Nesta semana, o debate sobre decisões monocráticas voltou à tona no julgamento que manteve a revogação do habeas corpus concedido a André do Rap por 9 a 1. Embora tenham mantido a decisão de Fux que revogou ordem de Marco Aurelio, todos os ministros fizeram ressalvas à atuação individual da presidência contra atos de outros ministros.
O temor dos magistrados é que, de algum modo, o caso tenha criado um precedente que autoriza o presidente do Supremo a revogar despachos de outros colegas.

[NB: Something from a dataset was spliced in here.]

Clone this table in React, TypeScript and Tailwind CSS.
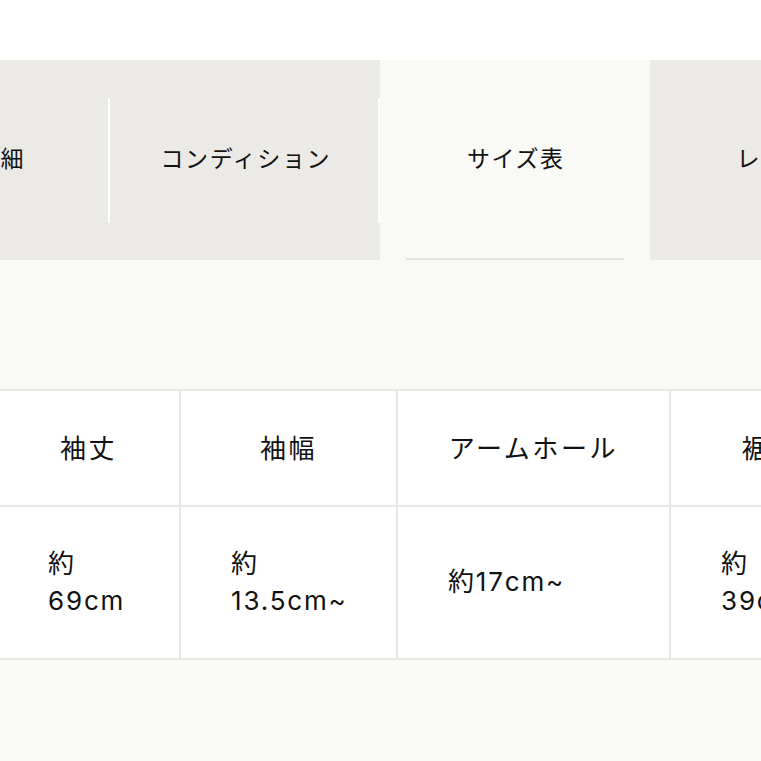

Isso porque, apesar de os magistrados terem feito ressalvas à atuação individual de Fux no julgamento de André do Rap, ao final foi referendada sua decisão no sentido de sustar efeitos de entendimento de outro ministro.
A obrigatoriedade de remeter a decisão individual à sessão seguinte no plenário, porém, reduz esse poder.
Isso porque, sem a mudança no regimento, o presidente passa a ter competência para suspender decisão de colega, além de ter o poder de controlar a pauta, tornando eventualmente uma decisão irrecorrível, uma vez que não há como forçar o presidente a pautar qualquer matéria no plenário da corte.
No julgamento desta quinta-feira (15), Fux foi criticado e Marco Aurélio chegou a chamar o colega de autoritário.
Fux se defendeu e avaliou que a suspensão da liminar foi incidente “excepcionalíssimo”, mas válido como “medida extrema”. O ministro justificou que a medida pode ser tomada se há risco à ordem e segurança pública.
O presidente do STF também reforçou que levou o caso rapidamente ao plenário em “respeito ao colegiado”.
“Eu não tenho nenhuma pretensão de ter superpoderes. Mas eu tenho a pretensão de manter a imagem do Supremo Tribunal Federal”, disse o ministro Fux.
Gilmar Mendes também criticou a atuação monocrática do presidente apesar de ter se posicionado a favor da revogação do habeas corpus para André Rap.
Fux se defendeu das críticas dos colegas e disse que tem honrado seu discurso de posse como presidente da corte de priorizar o colegiado em detrimento de despachos individuais. “E aí, ministro Gilmar, vossa excelência que tem experiência, eu pergunto: qual presidente que trouxe suspensão de liminar no plenário? Nenhum. Nenhum”, argumentou em resposta.